» Challenge
Reproduce every line in the listing that contains the word "TypeScript".

** Start Extracted data **

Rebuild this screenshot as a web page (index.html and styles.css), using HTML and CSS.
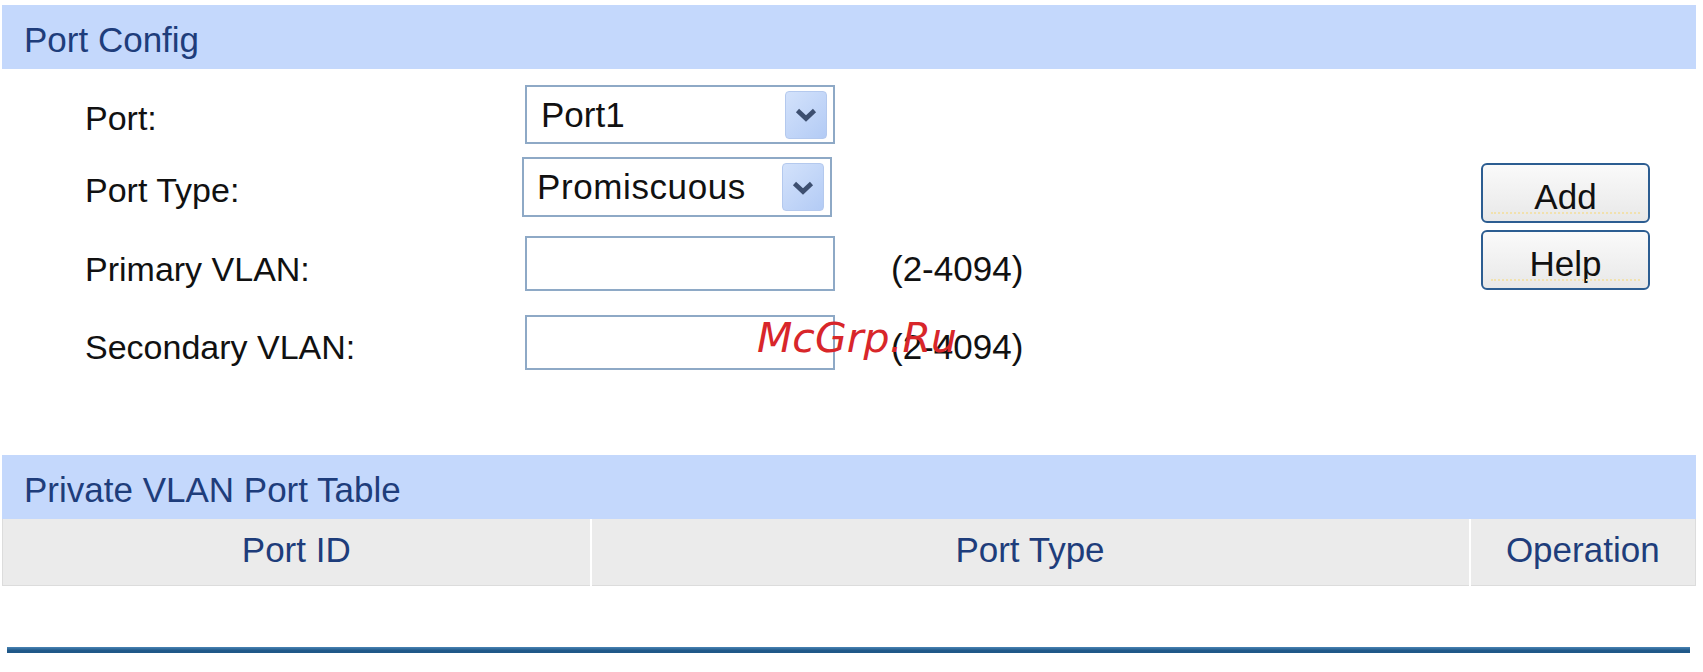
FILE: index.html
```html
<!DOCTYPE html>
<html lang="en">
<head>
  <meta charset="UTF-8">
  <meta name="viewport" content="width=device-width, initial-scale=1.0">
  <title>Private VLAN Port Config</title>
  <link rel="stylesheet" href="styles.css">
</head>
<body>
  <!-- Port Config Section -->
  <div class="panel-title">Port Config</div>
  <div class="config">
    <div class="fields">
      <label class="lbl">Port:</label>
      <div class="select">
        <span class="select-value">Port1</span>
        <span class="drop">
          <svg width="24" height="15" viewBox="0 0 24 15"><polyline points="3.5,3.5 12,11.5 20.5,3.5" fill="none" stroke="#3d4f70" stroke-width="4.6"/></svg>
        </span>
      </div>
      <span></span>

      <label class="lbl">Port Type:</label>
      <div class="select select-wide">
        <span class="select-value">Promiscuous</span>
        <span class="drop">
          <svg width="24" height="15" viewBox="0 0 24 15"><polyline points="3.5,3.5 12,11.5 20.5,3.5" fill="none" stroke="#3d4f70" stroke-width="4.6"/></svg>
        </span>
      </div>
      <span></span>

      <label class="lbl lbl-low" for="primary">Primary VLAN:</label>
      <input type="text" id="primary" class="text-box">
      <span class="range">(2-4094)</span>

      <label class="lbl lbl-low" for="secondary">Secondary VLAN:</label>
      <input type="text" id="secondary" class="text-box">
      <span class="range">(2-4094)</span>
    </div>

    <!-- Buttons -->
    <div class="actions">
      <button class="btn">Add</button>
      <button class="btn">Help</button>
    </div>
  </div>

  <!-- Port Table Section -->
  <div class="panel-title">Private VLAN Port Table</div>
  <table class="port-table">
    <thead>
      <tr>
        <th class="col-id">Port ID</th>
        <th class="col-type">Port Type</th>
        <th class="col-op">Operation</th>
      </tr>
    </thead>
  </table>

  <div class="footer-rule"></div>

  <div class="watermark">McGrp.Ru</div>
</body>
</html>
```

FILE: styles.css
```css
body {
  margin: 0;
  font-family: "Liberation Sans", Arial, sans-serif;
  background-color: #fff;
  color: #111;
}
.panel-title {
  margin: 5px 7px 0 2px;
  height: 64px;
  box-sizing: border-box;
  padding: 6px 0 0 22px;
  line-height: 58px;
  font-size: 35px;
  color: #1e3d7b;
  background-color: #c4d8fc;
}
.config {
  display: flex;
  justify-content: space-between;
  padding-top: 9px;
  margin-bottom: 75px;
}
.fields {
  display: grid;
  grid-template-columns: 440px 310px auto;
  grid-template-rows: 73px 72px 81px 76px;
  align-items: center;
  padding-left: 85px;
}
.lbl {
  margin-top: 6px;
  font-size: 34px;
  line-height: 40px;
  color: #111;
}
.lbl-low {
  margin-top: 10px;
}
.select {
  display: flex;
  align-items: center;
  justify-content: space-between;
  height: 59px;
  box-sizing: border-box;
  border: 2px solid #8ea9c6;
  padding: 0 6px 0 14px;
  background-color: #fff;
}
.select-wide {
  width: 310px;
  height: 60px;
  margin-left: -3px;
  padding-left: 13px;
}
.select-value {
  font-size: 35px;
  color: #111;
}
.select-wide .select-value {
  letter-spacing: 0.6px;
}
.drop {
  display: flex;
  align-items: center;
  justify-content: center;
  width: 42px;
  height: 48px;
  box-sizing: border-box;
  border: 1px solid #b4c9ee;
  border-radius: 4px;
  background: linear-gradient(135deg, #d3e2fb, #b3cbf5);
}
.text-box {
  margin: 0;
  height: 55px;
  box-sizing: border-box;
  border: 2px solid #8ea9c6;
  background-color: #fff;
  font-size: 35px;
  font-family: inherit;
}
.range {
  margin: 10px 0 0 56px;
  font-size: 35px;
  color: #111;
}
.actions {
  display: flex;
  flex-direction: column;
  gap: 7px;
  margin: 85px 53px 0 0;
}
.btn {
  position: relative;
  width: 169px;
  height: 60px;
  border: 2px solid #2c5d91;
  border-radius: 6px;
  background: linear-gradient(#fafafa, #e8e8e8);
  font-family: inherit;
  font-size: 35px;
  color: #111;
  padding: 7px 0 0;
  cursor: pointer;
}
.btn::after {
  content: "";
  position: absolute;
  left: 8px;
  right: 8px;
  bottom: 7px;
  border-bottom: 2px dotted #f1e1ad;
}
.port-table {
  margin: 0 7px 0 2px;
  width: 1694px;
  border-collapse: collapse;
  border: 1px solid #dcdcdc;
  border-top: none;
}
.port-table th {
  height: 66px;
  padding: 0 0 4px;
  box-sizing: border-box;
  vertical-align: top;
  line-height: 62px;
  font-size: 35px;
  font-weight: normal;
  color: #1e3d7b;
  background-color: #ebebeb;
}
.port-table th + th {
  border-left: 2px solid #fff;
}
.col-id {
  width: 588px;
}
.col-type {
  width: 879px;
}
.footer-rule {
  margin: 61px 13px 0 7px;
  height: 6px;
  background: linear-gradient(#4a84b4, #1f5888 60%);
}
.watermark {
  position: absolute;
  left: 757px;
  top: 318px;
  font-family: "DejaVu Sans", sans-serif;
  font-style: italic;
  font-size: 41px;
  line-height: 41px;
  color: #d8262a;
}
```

** End Extracted data **
** Start Extracted data **

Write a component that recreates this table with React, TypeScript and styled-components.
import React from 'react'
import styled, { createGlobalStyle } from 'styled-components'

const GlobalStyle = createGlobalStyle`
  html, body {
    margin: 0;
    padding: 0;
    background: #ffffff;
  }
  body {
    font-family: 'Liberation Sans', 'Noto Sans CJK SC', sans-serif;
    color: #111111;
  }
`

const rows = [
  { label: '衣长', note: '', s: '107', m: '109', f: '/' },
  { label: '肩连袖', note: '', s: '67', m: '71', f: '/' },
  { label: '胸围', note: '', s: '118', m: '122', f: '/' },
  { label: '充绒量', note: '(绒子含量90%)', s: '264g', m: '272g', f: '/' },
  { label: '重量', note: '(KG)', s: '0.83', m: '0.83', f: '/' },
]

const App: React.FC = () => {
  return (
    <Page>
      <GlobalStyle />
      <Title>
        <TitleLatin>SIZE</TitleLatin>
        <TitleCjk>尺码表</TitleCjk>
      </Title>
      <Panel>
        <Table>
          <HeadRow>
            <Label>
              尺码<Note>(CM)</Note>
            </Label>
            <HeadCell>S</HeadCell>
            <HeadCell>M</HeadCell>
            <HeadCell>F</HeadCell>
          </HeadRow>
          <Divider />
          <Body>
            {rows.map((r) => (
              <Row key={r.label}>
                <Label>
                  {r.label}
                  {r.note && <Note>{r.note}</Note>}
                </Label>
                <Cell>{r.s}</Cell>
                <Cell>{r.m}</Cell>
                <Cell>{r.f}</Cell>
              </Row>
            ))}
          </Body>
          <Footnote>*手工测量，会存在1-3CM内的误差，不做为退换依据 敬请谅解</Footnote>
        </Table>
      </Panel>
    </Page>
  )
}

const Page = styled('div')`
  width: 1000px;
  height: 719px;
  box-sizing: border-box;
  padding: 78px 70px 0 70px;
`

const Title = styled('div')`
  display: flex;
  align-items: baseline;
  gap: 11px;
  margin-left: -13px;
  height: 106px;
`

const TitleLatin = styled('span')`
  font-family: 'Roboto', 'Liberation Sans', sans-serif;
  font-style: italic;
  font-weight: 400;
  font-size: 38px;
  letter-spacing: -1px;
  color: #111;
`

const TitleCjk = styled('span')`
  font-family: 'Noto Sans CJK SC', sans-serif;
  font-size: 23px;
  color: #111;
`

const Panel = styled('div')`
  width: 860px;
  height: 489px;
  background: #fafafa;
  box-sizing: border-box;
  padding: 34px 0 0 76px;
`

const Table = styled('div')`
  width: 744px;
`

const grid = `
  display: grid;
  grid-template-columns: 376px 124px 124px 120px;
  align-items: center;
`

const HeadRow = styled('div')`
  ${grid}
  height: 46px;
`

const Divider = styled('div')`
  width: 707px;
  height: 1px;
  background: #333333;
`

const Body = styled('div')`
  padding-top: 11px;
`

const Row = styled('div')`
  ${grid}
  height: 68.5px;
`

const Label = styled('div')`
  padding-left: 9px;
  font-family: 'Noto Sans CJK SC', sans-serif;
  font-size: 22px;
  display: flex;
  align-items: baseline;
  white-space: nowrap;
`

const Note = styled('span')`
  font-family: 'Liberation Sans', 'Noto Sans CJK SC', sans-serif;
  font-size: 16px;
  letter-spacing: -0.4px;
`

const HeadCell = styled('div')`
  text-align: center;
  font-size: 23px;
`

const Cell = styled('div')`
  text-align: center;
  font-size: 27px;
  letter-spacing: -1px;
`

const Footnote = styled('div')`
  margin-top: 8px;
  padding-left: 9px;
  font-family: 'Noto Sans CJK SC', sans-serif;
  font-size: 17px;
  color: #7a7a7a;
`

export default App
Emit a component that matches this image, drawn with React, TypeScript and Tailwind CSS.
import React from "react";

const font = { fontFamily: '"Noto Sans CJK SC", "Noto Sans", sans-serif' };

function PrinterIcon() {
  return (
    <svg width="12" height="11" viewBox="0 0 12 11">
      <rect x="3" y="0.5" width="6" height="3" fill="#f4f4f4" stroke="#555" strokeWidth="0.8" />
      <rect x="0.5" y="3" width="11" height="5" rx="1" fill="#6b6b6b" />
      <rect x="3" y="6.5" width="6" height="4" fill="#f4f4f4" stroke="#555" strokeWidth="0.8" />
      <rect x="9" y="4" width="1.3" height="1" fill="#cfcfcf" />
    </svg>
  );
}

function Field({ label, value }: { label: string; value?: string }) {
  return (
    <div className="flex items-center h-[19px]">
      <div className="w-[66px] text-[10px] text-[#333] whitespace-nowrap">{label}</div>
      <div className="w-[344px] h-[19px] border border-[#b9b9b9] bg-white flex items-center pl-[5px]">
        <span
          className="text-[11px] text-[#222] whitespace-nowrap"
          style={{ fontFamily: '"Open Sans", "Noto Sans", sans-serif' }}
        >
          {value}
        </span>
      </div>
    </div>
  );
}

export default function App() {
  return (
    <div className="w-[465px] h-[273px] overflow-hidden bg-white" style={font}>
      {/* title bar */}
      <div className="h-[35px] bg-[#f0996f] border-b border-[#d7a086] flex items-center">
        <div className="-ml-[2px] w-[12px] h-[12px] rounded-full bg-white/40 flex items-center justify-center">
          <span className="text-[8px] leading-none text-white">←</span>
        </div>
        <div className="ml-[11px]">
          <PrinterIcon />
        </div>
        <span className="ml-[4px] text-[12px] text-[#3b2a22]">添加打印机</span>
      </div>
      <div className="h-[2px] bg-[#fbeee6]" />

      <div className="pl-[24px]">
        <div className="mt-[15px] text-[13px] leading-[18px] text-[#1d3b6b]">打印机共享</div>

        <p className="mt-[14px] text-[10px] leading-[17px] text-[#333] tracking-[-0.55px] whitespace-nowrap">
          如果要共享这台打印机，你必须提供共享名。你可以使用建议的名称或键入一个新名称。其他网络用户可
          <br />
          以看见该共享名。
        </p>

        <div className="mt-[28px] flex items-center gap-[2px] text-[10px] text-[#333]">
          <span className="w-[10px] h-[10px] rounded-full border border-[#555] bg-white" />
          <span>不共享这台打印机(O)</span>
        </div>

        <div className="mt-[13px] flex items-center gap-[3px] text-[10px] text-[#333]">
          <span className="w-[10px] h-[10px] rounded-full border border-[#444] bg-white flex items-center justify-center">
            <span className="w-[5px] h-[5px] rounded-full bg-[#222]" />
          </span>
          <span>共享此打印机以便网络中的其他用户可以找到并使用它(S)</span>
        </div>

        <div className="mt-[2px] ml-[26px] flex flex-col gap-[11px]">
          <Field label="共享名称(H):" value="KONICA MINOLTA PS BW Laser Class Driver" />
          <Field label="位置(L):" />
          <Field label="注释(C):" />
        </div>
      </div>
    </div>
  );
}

** End Extracted data **

» Finished task
Write a component that recreates this table with React, TypeScript and styled-components.
Emit a component that matches this image, drawn with React, TypeScript and Tailwind CSS.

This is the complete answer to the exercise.